A sensible set of reforms for the first 100 days of the next government has been set out by the Association of Directors of Adult Social Services. But they might have to wait longer.

Wes Streeting, the shadow health secretary, has a blueprint up his sleeve – a national care service drawn up by the Labour-affiliated Fabian Society. But Labour doesn’t want to “own” it because the Tories would stick a massive pound sign on it and upgrade their highly disputed claim Labour would raise tax by £2,000 for working households.

A Starmer government would act quickly to raise wages, via a “fair-pay agreement”, to help a sector plagued by about 150,000 vacancies. It would be a pilot for their extension across the economy.

Labour would probably keep the proposed £86,000 cap – partly because the current government has allocated the money for it. But the Labour manifesto, to be published on Thursday, will likely be opaque.

The proposed national care service would see government, local authorities and private providers, who run most care homes, operating as a public service with new standards on care quality, the workforce and financial conduct. Carers would be asked how much caring they wanted to do and have a right to short breaks. Labour’s eventual goal was to replace rationing and postcode lotteries with a guarantee of care.

Would Labour really end the depressing cycle of promises to end the care crisis? Possibly. One Labour insider told me: “We are serious. There is a plan, and we will make a start. But it won’t happen overnight because of the fiscal constraints. We would hope for a change of gear after two years.”

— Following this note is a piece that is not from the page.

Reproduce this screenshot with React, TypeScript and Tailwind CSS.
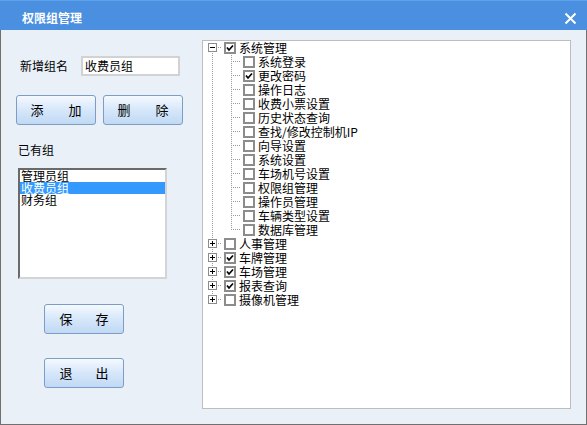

It’s a pity Labour can’t be a little more open now. But it’s all about the money. It’s quite possible that Labour ends up copying the Lib Dem manifesto proposals to increase capital gains tax and taxes on the banks. But Starmer is not going to advertise that before the election.

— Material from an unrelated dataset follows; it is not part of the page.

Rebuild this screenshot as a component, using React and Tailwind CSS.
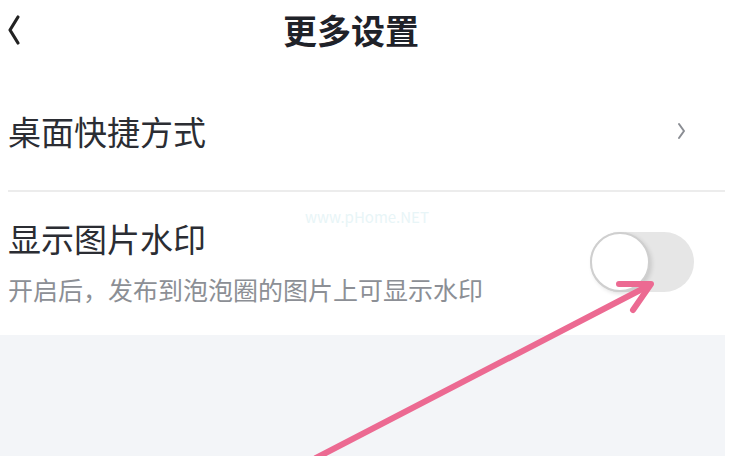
import React from "react";

export default function App() {
  return (
    <div
      className="relative w-[741px] h-[456px] bg-white overflow-hidden"
      style={{ fontFamily: '"Noto Sans CJK SC", "Noto Sans", sans-serif' }}
    >
      <div className="w-[725px] h-full flex flex-col">
        {/* Header */}
        <div className="h-[60px] flex items-center shrink-0">
          <svg className="ml-[7px]" width="14" height="32" viewBox="0 0 14 32">
            <path d="M11 3 L3 16 L11 29" fill="none" stroke="#222" strokeWidth="3.2" strokeLinecap="round" strokeLinejoin="round" />
          </svg>
          <div className="ml-[262px] text-[34px] leading-none font-bold text-[#1f2229]">更多设置</div>
        </div>

        {/* Row 1 */}
        <div className="h-[130px] pt-[12px] flex items-center justify-between shrink-0">
          <div className="pl-[8px] text-[33px] leading-none text-[#2b2d33]">桌面快捷方式</div>
          <svg className="mr-[38px]" width="10" height="18" viewBox="0 0 10 18">
            <path d="M2 2 L7 9 L2 16" fill="none" stroke="#8a8d93" strokeWidth="2" strokeLinecap="round" strokeLinejoin="round" />
          </svg>
        </div>

        <div className="ml-[8px] h-[2px] bg-[#ececec] shrink-0" />

        {/* Row 2 */}
        <div className="h-[143px] flex items-start justify-between shrink-0 relative">
          <div className="pl-[8px] pt-[30px] flex flex-col">
            <div className="text-[33px] leading-none text-[#2b2d33]">显示图片水印</div>
            <div className="mt-[22px] text-[25px] leading-none text-[#8c8f95]">开启后，发布到泡泡圈的图片上可显示水印</div>
          </div>
          <div className="mr-[31px] mt-[40px] w-[104px] h-[60px] rounded-full bg-[#e6e6e6] flex items-center">
            <div className="w-[60px] h-[60px] rounded-full bg-white border-[2px] border-[#cfcfcf] shadow-[2px_2px_4px_rgba(0,0,0,0.12)]" />
          </div>
          <div className="absolute left-[305px] top-[17px] text-[15px] leading-none text-[#e8f5f7]">www.pHome.NET</div>
        </div>

        {/* Gray area */}
        <div className="flex-1 bg-[#f3f5f8]" />
      </div>

      {/* Pink arrow overlay */}
      <svg className="absolute left-0 top-0 pointer-events-none" width="741" height="456" viewBox="0 0 741 456">
        <path d="M316 458 L648 286" fill="none" stroke="#ec6a92" strokeWidth="6" strokeLinecap="round" />
        <path d="M619 284 L651 284 L633 310" fill="none" stroke="#ec6a92" strokeWidth="6" strokeLinecap="round" strokeLinejoin="round" />
      </svg>
    </div>
  );
}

As the Commons’ fourth largest party and unlikely to be in government, the Lib Dems can afford to be more honest. Although some people ask “What is the point of the Lib Dems?”, who won only 11 seats in 2019, there is a point if voters want to get rid of the Tories. Tactical voting, boosted by an unofficial pact with Labour, could enable Davey’s party to win between 30 and 50 seats. While Nigel Farage might grab the headlines, many Tory candidates in the blue wall in the south rightly fear a yellow surge.